In magnetized iron, the magnetic micro-domains are aligned, thus producing an overall effect. In unmagnetized iron, magnetic micro-domains have a random orientation and therefore cancel.
1B) Describe one method of demagnetization.
To demagnetize a permanent magnet, the aligned magnetic micro domains must be returned to random orientation, which can be done by heating the iron.
1C) Describe what happens when a bar magnet is cut in half.
When a bar magnet is cut in half, the magnetic micro-domains retain their orientation, thus producing two smaller magnets; each with a N and S pole.
6A) Describe the basic operation of an electric motor based on magnetic torque effects.
A current carrying wire in a magnetic field experiences a sideways deflecting force. When formed into a loop, the sides experience equal and opposite forces. Because the forces are not collinear, a magnetic torque is produced.
A D.C. electric motor is a device which changes electric energy into kinetic energy in order to perform useful work.

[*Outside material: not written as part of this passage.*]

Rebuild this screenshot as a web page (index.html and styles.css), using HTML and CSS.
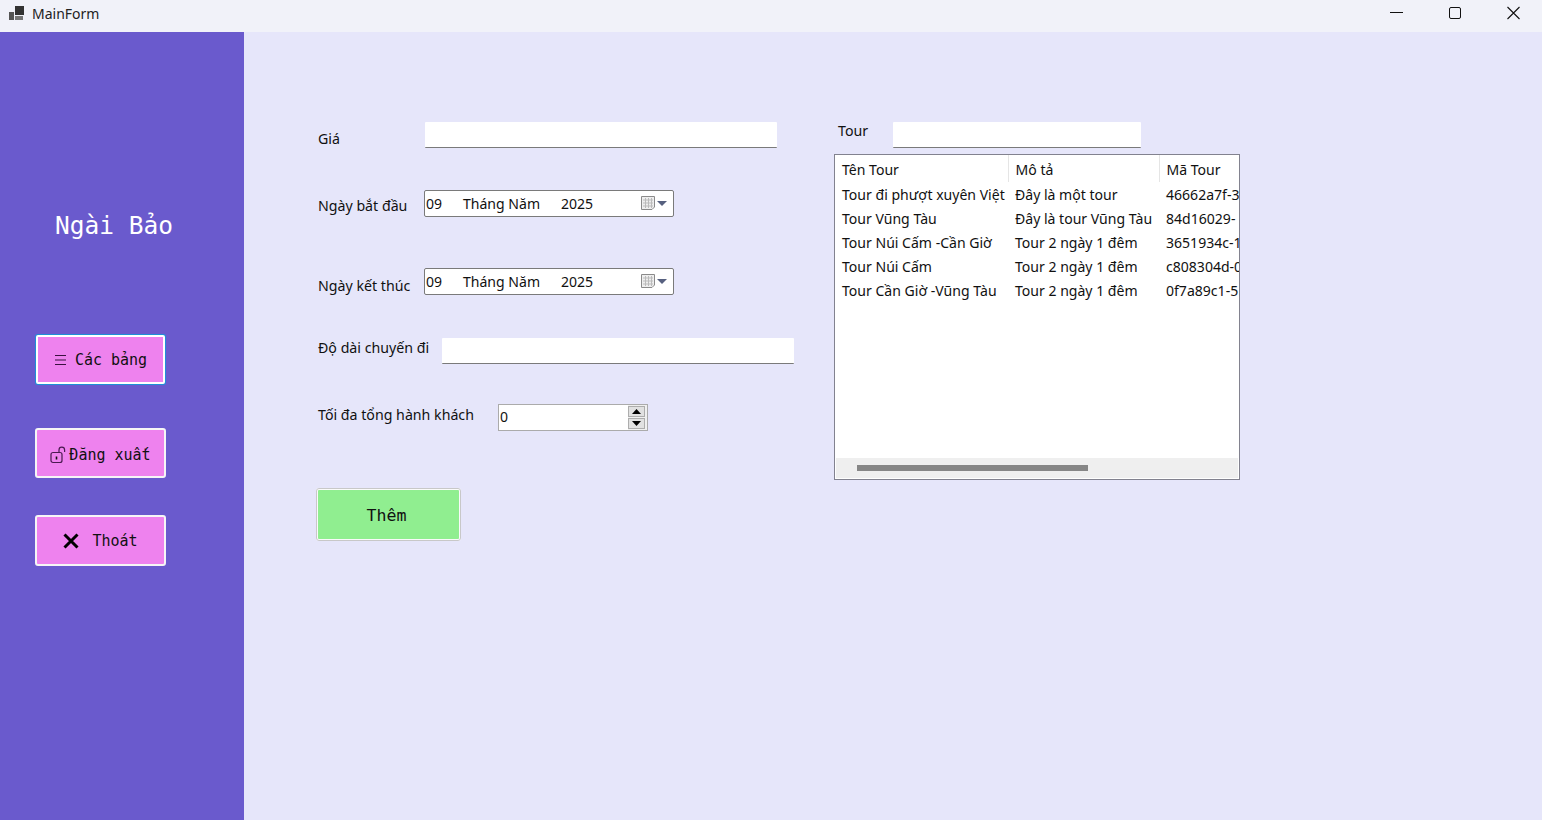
FILE: index.html
```html
<!DOCTYPE html>
<html lang="vi">
<head>
    <meta charset="UTF-8">
    <meta name="viewport" content="width=device-width, initial-scale=1.0">
    <title>MainForm</title>
    <link rel="stylesheet" href="styles.css">
</head>
<body>
    <header class="titlebar">
        <svg class="app-icon" width="16" height="16" viewBox="0 0 16 16">
            <rect x="0" y="6" width="5" height="8" fill="#555"/>
            <rect x="6" y="0" width="9" height="9" fill="#333"/>
            <rect x="6" y="10" width="8" height="4" fill="#777"/>
        </svg>
        <span class="app-name">MainForm</span>
        <div class="window-btns">
            <svg width="59" height="14" viewBox="0 0 59 14"><path d="M0 6.5H13" stroke="#111" stroke-width="1"/></svg>
            <svg width="58" height="14" viewBox="0 0 58 14"><rect x="0.5" y="1.5" width="11" height="11" rx="1.5" fill="none" stroke="#111" stroke-width="1"/></svg>
            <svg width="13" height="14" viewBox="0 0 13 14"><path d="M0.5 1L12.5 13M12.5 1L0.5 13" stroke="#111" stroke-width="1.1"/></svg>
        </div>
    </header>

    <div class="app">
        <aside class="sidebar">
            <h1 class="user-name">Ngài Bảo</h1>
            <button class="side-btn side-btn-active">
                <svg width="13" height="12" viewBox="0 0 13 12"><path d="M1 1.5H12M1 6H12M1 10.5H12" stroke="#3a1040" stroke-width="1.2"/></svg>
                <span>Các bảng</span>
            </button>
            <button class="side-btn side-btn-logout">
                <svg width="17" height="18" viewBox="0 0 17 18">
                    <rect x="1" y="6.5" width="11" height="10" rx="2" fill="none" stroke="#4a1a50" stroke-width="1.2"/>
                    <path d="M9 6.5V4a2.8 2.8 0 0 1 5.6 0V6" fill="none" stroke="#4a1a50" stroke-width="1.2"/>
                    <path d="M6.5 10.5V13.5" stroke="#111" stroke-width="1.6"/>
                </svg>
                <span>Đăng xuất</span>
            </button>
            <button class="side-btn side-btn-exit">
                <svg width="16" height="16" viewBox="0 0 16 16"><path d="M1.5 1.5L14.5 14.5M14.5 1.5L1.5 14.5" stroke="#000" stroke-width="3"/></svg>
                <span>Thoát</span>
            </button>
        </aside>

        <main class="content">
            <section class="form">
                <div class="row row-price">
                    <label class="label label-price">Giá</label>
                    <div class="textbox textbox-price"></div>
                </div>
                <div class="row row-start">
                    <label class="label label-start">Ngày bắt đầu</label>
                    <div class="datebox">
                        <span class="date-day">09</span>
                        <span class="date-month">Tháng Năm</span>
                        <span class="date-year">2025</span>
                        <svg class="date-icon" width="30" height="16" viewBox="0 0 30 16">
                            <path d="M0.5 1.5H13.5V12L11 14.5H0.5Z" fill="#eee" stroke="#8a8a8a"/>
                            <path d="M2 5H12M2 8H12M2 11H12M4.5 3V13M7.5 3V13M10.5 3V13" stroke="#bbb" stroke-width="1"/>
                            <path d="M16 6H26L21 11Z" fill="#56607f"/>
                        </svg>
                    </div>
                </div>
                <div class="row row-end">
                    <label class="label label-end">Ngày kết thúc</label>
                    <div class="datebox">
                        <span class="date-day">09</span>
                        <span class="date-month">Tháng Năm</span>
                        <span class="date-year">2025</span>
                        <svg class="date-icon" width="30" height="16" viewBox="0 0 30 16">
                            <path d="M0.5 1.5H13.5V12L11 14.5H0.5Z" fill="#eee" stroke="#8a8a8a"/>
                            <path d="M2 5H12M2 8H12M2 11H12M4.5 3V13M7.5 3V13M10.5 3V13" stroke="#bbb" stroke-width="1"/>
                            <path d="M16 6H26L21 11Z" fill="#56607f"/>
                        </svg>
                    </div>
                </div>
                <div class="row row-length">
                    <label class="label label-length">Độ dài chuyến đi</label>
                    <div class="textbox textbox-length"></div>
                </div>
                <div class="row row-max">
                    <label class="label label-max">Tối đa tổng hành khách</label>
                    <div class="numbox">
                        <span class="num-value">0</span>
                        <div class="spinner">
                            <span class="spin-btn"><svg width="9" height="5" viewBox="0 0 9 5"><path d="M0 5H9L4.5 0Z" fill="#000"/></svg></span>
                            <span class="spin-btn"><svg width="9" height="5" viewBox="0 0 9 5"><path d="M0 0H9L4.5 5Z" fill="#000"/></svg></span>
                        </div>
                    </div>
                </div>
                <button class="add-btn">Thêm</button>
            </section>

            <section class="tours">
                <div class="tour-search">
                    <label class="label label-tour">Tour</label>
                    <div class="textbox textbox-tour"></div>
                </div>
                <div class="listview">
                    <table class="tour-table">
                        <thead>
                            <tr><th class="col-name">Tên Tour</th><th class="col-desc">Mô tả</th><th class="col-id">Mã Tour</th></tr>
                        </thead>
                        <tbody>
                            <tr><td>Tour đi phượt xuyên Việt</td><td>Đây là một tour</td><td>46662a7f-3</td></tr>
                            <tr><td>Tour Vũng Tàu</td><td>Đây là tour Vũng Tàu</td><td>84d16029-</td></tr>
                            <tr><td>Tour Núi Cấm -Cần Giờ</td><td>Tour 2 ngày 1 đêm</td><td>3651934c-1</td></tr>
                            <tr><td>Tour Núi Cấm</td><td>Tour 2 ngày 1 đêm</td><td>c808304d-0</td></tr>
                            <tr><td>Tour Cần Giờ -Vũng Tàu</td><td>Tour 2 ngày 1 đêm</td><td>0f7a89c1-5</td></tr>
                        </tbody>
                    </table>
                    <div class="hscroll"><div class="hscroll-thumb"></div></div>
                </div>
            </section>
        </main>
    </div>
</body>
</html>
```

FILE: styles.css
```css
/* Estructura general */
* {
    box-sizing: border-box;
}

html, body {
    height: 100%;
}

body {
    margin: 0;
    display: flex;
    flex-direction: column;
    overflow: hidden;
    background: #e6e6fa;
    color: #111;
    font-family: "Noto Sans", "Open Sans", sans-serif;
    font-size: 14.05px;
}

/* Barra de titulo */
.titlebar {
    height: 32px;
    flex-shrink: 0;
    display: flex;
    align-items: center;
    padding-left: 9px;
    padding-right: 22px;
    background: #f1f2f9;
}

.app-icon {
    margin-top: -4px;
}

.app-name {
    margin-left: 7px;
    margin-top: -5px;
    font-size: 14px;
    color: #222;
}

.window-btns {
    margin-left: auto;
    margin-top: -6px;
    display: flex;
    align-items: center;
}

/* Barra lateral */
.app {
    flex: 1;
    display: flex;
}

.sidebar {
    width: 244px;
    flex-shrink: 0;
    padding-top: 178px;
    padding-left: 35px;
    background: #6a5acd;
}

.user-name {
    margin: 0 0 94px 20px;
    height: 31px;
    line-height: 31px;
    font-family: "DejaVu Sans Mono", monospace;
    font-size: 24.5px;
    font-weight: normal;
    color: #fff;
}

.side-btn {
    width: 131px;
    height: 50px;
    display: flex;
    align-items: center;
    justify-content: center;
    padding: 1px 0 0;
    background: #ee82ee;
    border: 2px solid #f6f6f6;
    border-radius: 3px;
    font-family: "DejaVu Sans Mono", monospace;
    font-size: 15px;
    color: #111;
}

.side-btn-active {
    width: 129px;
    height: 49px;
    margin-left: 1px;
    margin-bottom: 44px;
    gap: 8px;
    border-color: #fff;
    border-radius: 2px;
    box-shadow: 0 0 0 1px #1e90d8;
}

.side-btn-logout {
    gap: 2px;
    margin-bottom: 37px;
    padding-top: 3px;
}

.side-btn-exit {
    height: 51px;
    gap: 13px;
}

/* Formulario */
.content {
    flex: 1;
    display: flex;
    align-items: flex-start;
    padding-left: 72px;
}

.form {
    width: 518px;
    padding-top: 90px;
    flex-shrink: 0;
}

.row {
    display: flex;
    align-items: flex-start;
    height: 27px;
}

.row-price,
.row-length {
    height: 26px;
}

.row-start {
    margin-top: 42px;
}

.row-end {
    margin-top: 51px;
}

.row-length {
    margin-top: 43px;
}

.row-max {
    margin-top: 40px;
}

.label {
    display: block;
    padding-left: 2px;
    white-space: nowrap;
    line-height: 20px;
    font-size: 14.2px;
}

.label-price {
    width: 109px;
    padding-top: 7px;
}

.label-start {
    width: 108px;
    padding-top: 6px;
}

.label-end {
    width: 108px;
    padding-top: 8px;
}

.label-length {
    width: 126px;
}

.label-max {
    width: 182px;
    padding-top: 1px;
}

.textbox {
    height: 26px;
    background: #fff;
    border-bottom: 1px solid #7a7a7a;
    border-radius: 1px;
}

.textbox-price,
.textbox-length {
    width: 352px;
}

.textbox-tour {
    width: 248px;
}

.datebox {
    width: 250px;
    height: 27px;
    display: flex;
    align-items: center;
    padding-left: 1px;
    padding-bottom: 1px;
    background: #fff;
    border: 1px solid #7a7a7a;
    border-radius: 2px;
}

.date-day {
    width: 37px;
}

.date-month {
    width: 98px;
}

.date-year {
    width: 80px;
}

.date-icon {
    flex-shrink: 0;
}

.numbox {
    width: 150px;
    height: 27px;
    display: flex;
    align-items: center;
    padding-left: 1px;
    background: #fff;
    border: 1px solid #ababab;
}

.num-value {
    flex: 1;
    padding-bottom: 2px;
}

.spinner {
    width: 19px;
    height: 25px;
    display: flex;
    flex-direction: column;
    justify-content: center;
    gap: 1px;
    background: #f0f0f0;
}

.spin-btn {
    width: 17px;
    height: 11px;
    display: flex;
    align-items: center;
    justify-content: center;
    background: #e1e1e1;
    border: 1px solid #adadad;
}

.add-btn {
    width: 145px;
    height: 53px;
    display: block;
    margin-top: 57px;
    padding: 1px 4px 0 0;
    background: #90ee90;
    border: 2px solid #fafafa;
    outline: 1px solid #c8c8c8;
    outline-offset: -1px;
    border-radius: 3px;
    font-family: "DejaVu Sans Mono", monospace;
    font-size: 16.6px;
    color: #111;
}

/* Lista de tours */
.tours {
    width: 406px;
    padding-top: 90px;
}

.tour-search {
    display: flex;
    align-items: flex-start;
}

.label-tour {
    width: 59px;
    margin-top: -1px;
    padding-left: 4px;
}

.listview {
    height: 326px;
    margin-top: 6px;
    display: flex;
    flex-direction: column;
    background: #fff;
    border: 1px solid #82828f;
    overflow: hidden;
}

.tour-table {
    flex-shrink: 0;
    width: 404px;
    table-layout: fixed;
    border-collapse: collapse;
}

.tour-table th,
.tour-table td {
    height: 24px;
    padding: 0 0 0 7px;
    text-align: left;
    font-weight: normal;
    white-space: nowrap;
    overflow: hidden;
}

.tour-table th {
    height: 27px;
    padding-top: 2px;
    border-right: 1px solid #e5e5e5;
}

.tour-table th.col-id {
    border-right: none;
}

.col-name {
    width: 173px;
}

.col-desc {
    width: 151px;
}

.hscroll {
    height: 20px;
    margin: auto 1px 1px;
    padding: 7px 0 0 21px;
    background: #efefef;
}

.hscroll-thumb {
    width: 231px;
    height: 6px;
    background: #868686;
}
```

Because there is no counter-spring, when a current flows in the armature, magnetic torque causes the armature to rotate ½ revolutions. At this point the current is reversed, reversing the forces on loop sides resulting in another ½ revolution. An automatic switch composed of a split ring commutator and 2 brushes reverses the current every ½ revolution. This continues until the current is switched off.

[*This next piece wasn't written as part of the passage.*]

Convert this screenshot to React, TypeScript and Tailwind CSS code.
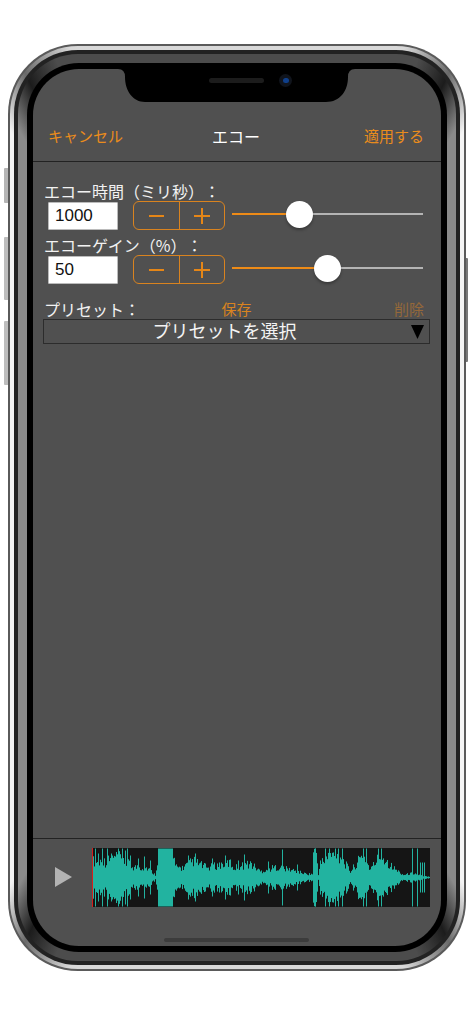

6B) Describe the basic operation of a galvanometer.
A current carrying wire in a magnetic field experiences a sideways deflecting force. When formed into a loop, the sides experience equal and opposite forces. Because the forces are not collinear, a magnetic torque is produced.
A galvanometer is a device used to measure very small currents (micro-currents). When a current flows in the coil, magnetic torque causes the coil to rotate. A spring attached to the coil produces a torque in the opposite direction. The coil rotates until the magnetic torque and the spring counter torque are balanced. A pointer attached to the coil indicates the current on the scale.
8A) State Faraday’s Law.
The EMF induced on a conducting loop is proportional to the negative time-rate-of-change of the magnetic flux through the loop.
8B) Describe two practical examples of Faraday’s Law in use.
1. A moving conductor in a magnetic field will experience a retarding force. Induction generates an induced current and an induced magnetic field. The inducted field occurs in a direction to oppose the change which creates it.
2. A changing magnetic field is applied to metal ingot using an AC source to power a coil. This induces currents in the ingots causing them to heat up.